The album debuted on the Billboard Top LPs chart in the issue dated July 1, 1967, and remained on the chart for three weeks, peaking at number 193. In Record World the album broke into the 100 Top LP's chart, peaking at number 87 in July. It was his last charting album.

== Reception ==

William Ruhlmann of AllMusic believed "People Like You" sounded like something Dean Martin should be doing, and that Fisher "indulged his affection" for Al Jolson in the Mame cuts.

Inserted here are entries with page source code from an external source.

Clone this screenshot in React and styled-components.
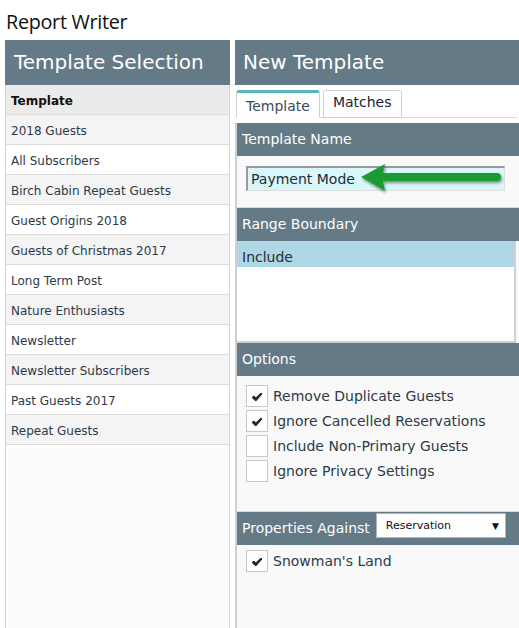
import React from "react";
import styled, { createGlobalStyle } from "styled-components";

const Global = createGlobalStyle`
  html, body { margin: 0; padding: 0; background: #fff; }
  body { font-family: "DejaVu Sans", Verdana, sans-serif; color: #222; overflow: hidden; }
  * { box-sizing: border-box; }
`;

const Page = styled.div`
  width: 519px;
  height: 628px;
  display: flex;
  flex-direction: column;
  overflow: hidden;
`;

const Title = styled.h1`
  margin: 0;
  height: 40px;
  padding: 9px 0 0 6px;
  font-family: "Open Sans", "Noto Sans", sans-serif;
  font-weight: 400;
  font-size: 19.8px;
  line-height: 26px;
  color: #111;
  letter-spacing: -0.3px;
`;

const Columns = styled.div`
  flex: 1;
  display: grid;
  grid-template-columns: 225px 284px;
  column-gap: 5px;
  padding-left: 5px;
  min-height: 0;
`;

const Panel = styled.section`
  display: flex;
  flex-direction: column;
  background: #fcfcfc;
  border-left: 1px solid #d6d6d6;
  border-right: 1px solid #d6d6d6;
  min-height: 0;
`;

const PanelHeader = styled.div`
  height: 45px;
  margin: ${(p) => (p.$bleed ? "0 -1px" : "0")};
  background: #647a86;
  color: #fff;
  font-size: 20px;
  line-height: 44px;
  padding-left: ${(p) => (p.$bleed ? "9px" : "8px")};
  white-space: nowrap;
`;

const List = styled.div`
  display: flex;
  flex-direction: column;
`;

const Row = styled.div`
  height: 30px;
  border-bottom: 1px solid #dcdcdc;
  background: ${(p) => (p.$head ? "#ebebeb" : p.$alt ? "#f4f4f4" : "#fff")};
  font-size: 12px;
  font-weight: ${(p) => (p.$head ? 700 : 400)};
  color: ${(p) => (p.$head ? "#111" : "#2c3a4a")};
  line-height: 27px;
  padding: 3px 0 0 5px;
  white-space: nowrap;
`;

const RightPanel = styled.section`
  display: flex;
  flex-direction: column;
  min-height: 0;
`;

const Tabs = styled.div`
  height: 33px;
  display: flex;
  align-items: flex-end;
  gap: 3px;
  padding-left: 1px;
  border-bottom: 1px solid #dcdcdc;
  margin-right: 2px;
`;

const Tab = styled.div`
  height: 28px;
  margin-bottom: -1px;
  padding: 0 9px;
  background: #fff;
  border: 1px solid #cfcfcf;
  border-top: ${(p) => (p.$active ? "3px solid #58b4bf" : "1px solid #cfcfcf")};
  border-bottom: ${(p) => (p.$active ? "1px solid #fff" : "1px solid #cfcfcf")};
  border-radius: 3px 3px 0 0;
  font-size: 14px;
  line-height: ${(p) => (p.$active ? "27px" : "23px")};
  color: ${(p) => (p.$active ? "#3c4a56" : "#223")};
`;

const Body = styled.div`
  flex: 1;
  margin-top: 5px;
  border-left: 2px solid #cfcfcf;
  background: #f9f9f9;
  display: flex;
  flex-direction: column;
`;

const SectionHeader = styled.div`
  height: 33px;
  background: #647a86;
  color: #fff;
  font-size: 14px;
  line-height: 33px;
  padding-left: 5px;
  display: flex;
  align-items: flex-start;
  gap: 6px;
  white-space: nowrap;
`;

const NameBox = styled.div`
  height: 52px;
  position: relative;
  padding: 10px 0 0 9px;
  border-bottom: 1px solid #dcdcdc;
`;

const NameInput = styled.div`
  width: 259px;
  height: 25px;
  background: #d8f7fa;
  border-top: 2px solid #9a9a9a;
  border-left: 2px solid #9a9a9a;
  border-right: 1px solid #dedede;
  border-bottom: 1px solid #dedede;
  font-size: 14px;
  line-height: 22px;
  padding-left: 3px;
  color: #1f2b36;
`;

const Arrow = styled.svg`
  position: absolute;
  left: 122px;
  top: 6px;
`;

const ListBox = styled.div`
  height: 102px;
  margin-right: 3px;
  background: #fff;
  border-right: 2px solid #d0d0d0;
  border-bottom: 2px solid #d0d0d0;
`;

const Option = styled.div`
  height: 26px;
  background: #add7e5;
  font-size: 14px;
  line-height: 26px;
  padding: 3px 0 0 5px;
  color: #2a2a2a;
`;

const Checks = styled.div`
  display: flex;
  flex-direction: column;
  gap: 3px;
  padding: ${(p) => p.$pad};
  border-bottom: ${(p) => (p.$last ? "none" : "1px solid #dcdcdc")};
  flex: ${(p) => (p.$last ? 1 : "none")};
`;

const CheckRow = styled.label`
  display: flex;
  align-items: center;
  gap: 5px;
  height: 22px;
  font-size: 14px;
  color: #2c3a4a;
  white-space: nowrap;
`;

const Box = styled.span`
  width: 22px;
  height: 22px;
  background: #fff;
  border: 1px solid #c8c8c8;
  display: flex;
  align-items: center;
  justify-content: center;
  padding-top: 2px;
`;

const Select = styled.div`
  margin-top: 1px;
  width: 130px;
  height: 25px;
  background: #fff;
  border: 1px solid #b5b5b5;
  display: flex;
  align-items: center;
  justify-content: space-between;
  padding: 0 6px 0 9px;
  font-size: 11px;
  line-height: 14px;
  color: #111;
`;

const Caret = styled.span`
  font-size: 9px;
  color: #111;
`;

const Check = () => (
  <svg width="12" height="10" viewBox="0 0 12 10">
    <path d="M1 5.5 L3 4 L4.7 6 L10 1 L11 2 L4.8 9 Z" fill="#1b2838" stroke="#1b2838" strokeWidth="1" strokeLinejoin="round" />
  </svg>
);

const CheckItem = ({ checked, children }) => (
  <CheckRow>
    <Box>{checked && <Check />}</Box>
    {children}
  </CheckRow>
);

const templates = [
  "2018 Guests",
  "All Subscribers",
  "Birch Cabin Repeat Guests",
  "Guest Origins 2018",
  "Guests of Christmas 2017",
  "Long Term Post",
  "Nature Enthusiasts",
  "Newsletter",
  "Newsletter Subscribers",
  "Past Guests 2017",
  "Repeat Guests",
];

export default function App() {
  return (
    <Page>
      <Global />
      <Title>Report Writer</Title>
      <Columns>
        <Panel>
          <PanelHeader $bleed>Template Selection</PanelHeader>
          <List>
            <Row $head>Template</Row>
            {templates.map((t, i) => (
              <Row key={t} $alt={i % 2 === 0}>
                {t}
              </Row>
            ))}
          </List>
        </Panel>
        <RightPanel>
          <PanelHeader>New Template</PanelHeader>
          <Tabs>
            <Tab $active>Template</Tab>
            <Tab>Matches</Tab>
          </Tabs>
          <Body>
            <SectionHeader>Template Name</SectionHeader>
            <NameBox>
              <NameInput>Payment Mode</NameInput>
              <Arrow width="150" height="36" viewBox="0 0 150 36">
                <defs>
                  <filter id="sh" x="-10%" y="-30%" width="120%" height="170%">
                    <feGaussianBlur in="SourceAlpha" stdDeviation="1.5" />
                    <feOffset dx="1" dy="2" result="b" />
                    <feComponentTransfer><feFuncA type="linear" slope="0.45" /></feComponentTransfer>
                    <feMerge><feMergeNode /><feMergeNode in="SourceGraphic" /></feMerge>
                  </filter>
                </defs>
                <g filter="url(#sh)">
                  <path d="M2 15 L26 2 L24 11 L138 11 Q142 11 142 15 Q142 19 138 19 L24 19 L26 29 Z" fill="#1e9a31" />
                </g>
              </Arrow>
            </NameBox>
            <SectionHeader>Range Boundary</SectionHeader>
            <ListBox>
              <Option>Include</Option>
            </ListBox>
            <SectionHeader>Options</SectionHeader>
            <Checks $pad="9px 0 29px 9px">
              <CheckItem checked>Remove Duplicate Guests</CheckItem>
              <CheckItem checked>Ignore Cancelled Reservations</CheckItem>
              <CheckItem>Include Non-Primary Guests</CheckItem>
              <CheckItem>Ignore Privacy Settings</CheckItem>
            </Checks>
            <SectionHeader>
              Properties Against
              <Select>
                Reservation
                <Caret>▼</Caret>
              </Select>
            </SectionHeader>
            <Checks $pad="5px 0 0 9px" $last>
              <CheckItem checked>Snowman's Land</CheckItem>
            </Checks>
          </Body>
        </RightPanel>
      </Columns>
    </Page>
  );
}
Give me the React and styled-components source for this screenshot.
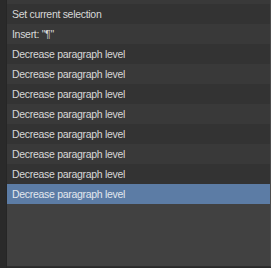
import React from 'react'
import styled, { createGlobalStyle } from 'styled-components'

const GlobalStyle = createGlobalStyle`
 html, body {
  margin: 0;
  padding: 0;
  background: #2a2a2a;
 }
`

const Panel = styled.div`
 width: 271px;
 height: 268px;
 display: flex;
 background: #2a2a2a;
 overflow: hidden;
 font-family: 'Liberation Sans', Arial, sans-serif;
`

const Gutter = styled.div`
 width: 6px;
 border-right: 1px solid #262626;
 flex-shrink: 0;
`

const List = styled.div`
 flex: 1;
 display: flex;
 flex-direction: column;
 background: #414141;
 border-right: 1px solid #4c4c4c;
 border-bottom: 1px solid #2e2e2e;
 margin-top: -16px;
 margin-bottom: 1px;
`

const Row = styled.div`
 height: 20px;
 flex-shrink: 0;
 display: flex;
 align-items: center;
 padding-left: 5px;
 font-size: 10.5px;
 letter-spacing: -0.3px;
 color: ${(p) => (p.selected ? '#e2e8f0' : '#d8d8d8')};
 background: ${(p) =>
  p.selected ? '#5c7ca5' : p.odd ? '#333333' : '#393939'};
 white-space: nowrap;
`

const items = [
 '',
 'Set current selection',
 'Insert: "¶"',
 'Decrease paragraph level',
 'Decrease paragraph level',
 'Decrease paragraph level',
 'Decrease paragraph level',
 'Decrease paragraph level',
 'Decrease paragraph level',
 'Decrease paragraph level',
 'Decrease paragraph level',
]

const App = () => {
 return (
  <>
   <GlobalStyle />
   <Panel>
    <Gutter />
    <List>
     {items.map((text, i) => (
      <Row key={i} odd={i % 2 === 1} selected={i === items.length - 1}>
       {text}
      </Row>
     ))}
    </List>
   </Panel>
  </>
 )
}

export default App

He added "...there were some enjoyable performances, but the album as a whole was a disappointment after the standard set by Games That Lovers Play and its commercial failure slowed the momentum of Fisher's comeback."

Record World put the album in its "Albums of the Week" section, saying that the album has his "click single", and "of course a few tunes from Mame, plus other songs." The Anaheim Bulletin described Fisher's delivery of the tunes as "exciting". The Honolulu Advertiser stated that the album included a "flawless" rendition of "Born Free" and said that all the tracks were "big favorites".

Professional ratings
Review scores
| Source | Rating |
| AllMusic | Star |
| The Encyclopedia of Popular Music | Star |

== Track listing ==
All tracks arranged by Marty Manning, except where noted.

=== Side One ===

| No. | Title | Writer(s) | Arranger | Length |
|---|---|---|---|---|
| 1. | "Maybe Today" | Eddy Marnay, André Popp |  | 2:49 |
| 2. | "You Don't Have To Say You Love Me" | Vicki Wickham, Simon Napier-Bell |  | 2:52 |
| 3. | "People Like You" | Larry Kusik, Eddie Snyder | Nelson Riddle | 2:13 |
| 4. | "My Best Girl" | Jerry Herman |  | 2:33 |
| 5. | "Watch What Happens" | Norman Gimbel |  | 2:49 |
| 6. | "Come Love!" | Alan and Marilyn Bergman | Sid Feller | 2:21 |

=== Side Two ===

| No. | Title | Writer(s) | Arranger | Length |
|---|---|---|---|---|
| 7. | "I Haven't Got Anything Better To Do" | Paul Vance |  | 2:39 |
| 8. | "I Will Wait For You" | Norman Gimbel |  | 2:52 |
| 9. | "Born Free" | Don Black |  | 3:13 |
| 10. | "If She Walked Into My Life" | Jerry Herman |  | 4:02 |
| 11. | "Mame" | Jerry Herman | Richard Wess | 3:06 |
| Total length: |  |  |  | 31:32 |

== Charts ==

Chart peaks for People Like You
| Chart (1967) | Peak position |
|---|---|
| US Billboard Top LP's | 193 |
| US Record World 100 Top LP's | 87 |

== Production ==
Recorded in Webster Hall, New York City and RCA Victor's Music Center of the World, Hollywood, California.

== Personnel ==
All credits are adapted from the liner notes of People Like You .

- Al Schmitt – producer
- Mickey Crofford – recording engineer
- Frank Laico – recording engineer
- Dick Bogert – recording engineer
- Marty Manning – arranger, conductor
- Richard Wess – arranger, conductor
- Sid Feller – arranger, conductor
- Nelson Riddle – arranger, conductor (appears through the courtesy of Liberty Records)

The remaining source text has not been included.